Samir Skayni von der KP spitzt zu: „Es braucht eine Gruppe, die den Leuten die Angst nimmt, die einen rich­tigen Plan vorlegt und sich als Front dieser Bewe­gung zur Verfü­gung stellt.“ Für Adham Hassa­nieh von „Li Haqqi“ dagegen wäre dies der falsche Schritt. Niemand habe die „struk­tu­relle, funk­tio­nale und orga­ni­sa­to­ri­sche Stärke“, um das Gesicht der Bewe­gung zu werden, da jede Gruppe auf ihre eigene Ortschaft fokus­siert sei.

Mit all diesen Fragen steht die Revo­lu­ti­ons­be­we­gung erneut an einem Schei­deweg. Sie muss die innere Spal­tung verhin­dern und versu­chen, die Massen wieder auf die Strasse zu bringen, um ihre Forde­rungen wirkungs­mächtig zu prokla­mieren. Die Bewe­gung steht vor der Heraus­for­de­rung, einen Mittelweg zwischen dem Druck von der Strasse und dem Verhin­dern einer Eska­la­tion zu finden. Doch die Zeit drängt. Die letzten Wochen haben gezeigt, dass das umso schwie­riger wird, je weiter sich die Situa­tion verschlechtert.

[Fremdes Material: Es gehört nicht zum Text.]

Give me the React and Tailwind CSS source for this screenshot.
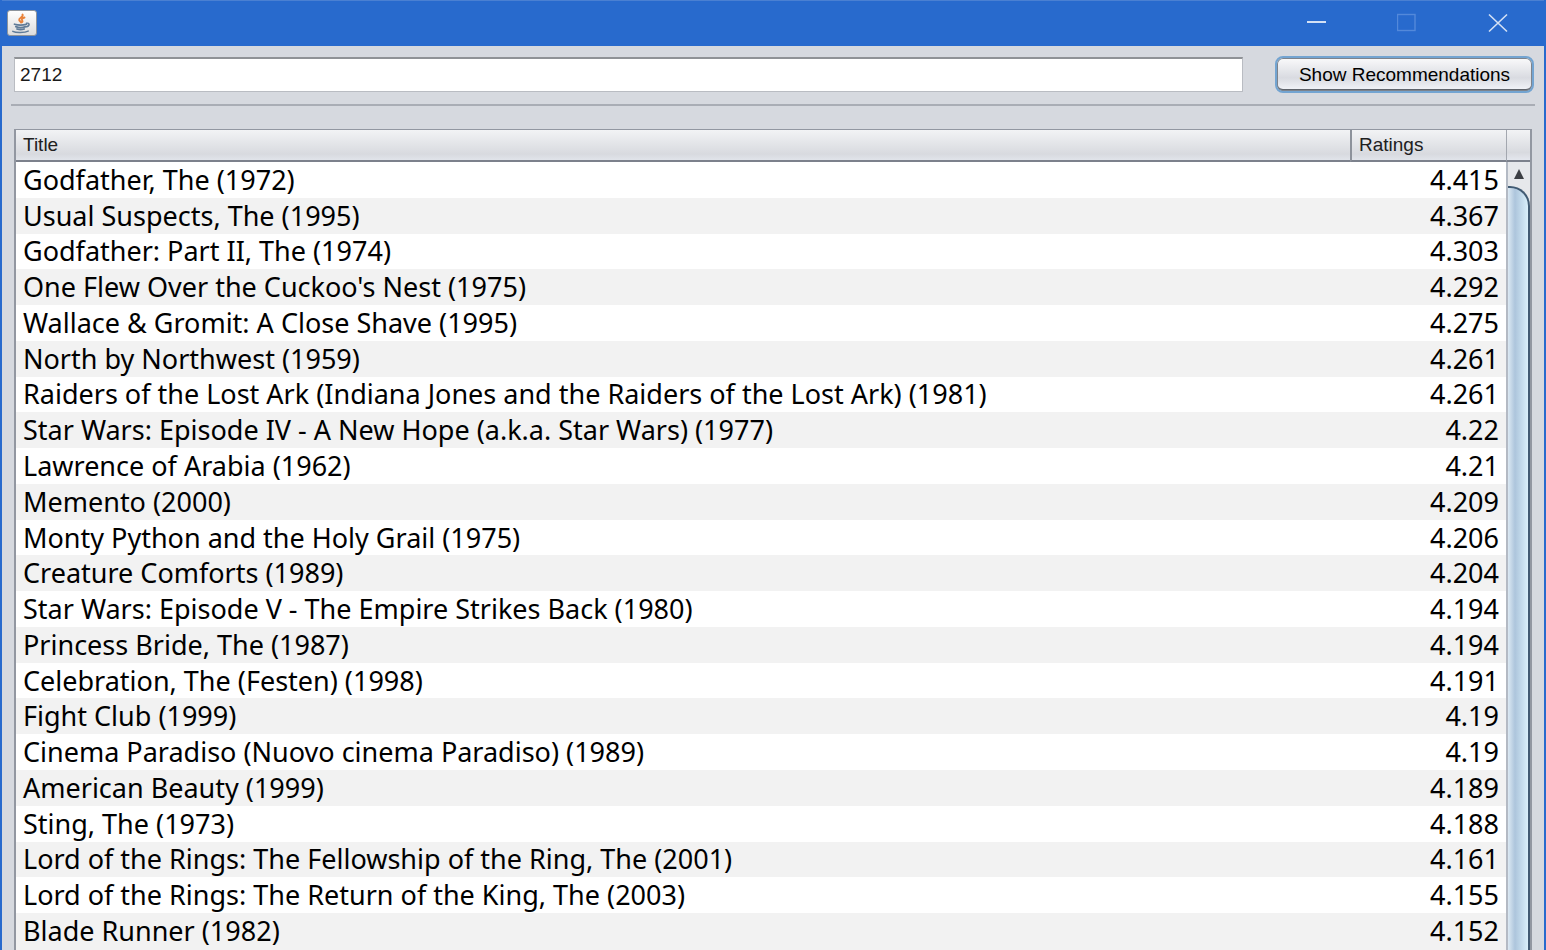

Nur durch Hilfe von Aussen könnte das zwischen den Konflikten in Syrien und Israel einge­klemmte Land vor dem Zusam­men­bruch bewahrt werden. Am 1. Mai hat die liba­ne­si­sche Regie­rung deshalb beim Inter­na­tio­nalen Währungs­fonds (IWF) Finanz­hilfen in Milli­ar­den­höhe ange­for­dert. Dass der IWF in der Corona-Krise diese Mittel zur Verfü­gung stellen wird, ist äusserst unwahr­schein­lich. Auch die euro­päi­schen Länder werden sich nicht zu Zahlungen durch­ringen können. Dazu beitragen wird auch das am 30. April verhängte Verbot der Hisbollah in Deutschland.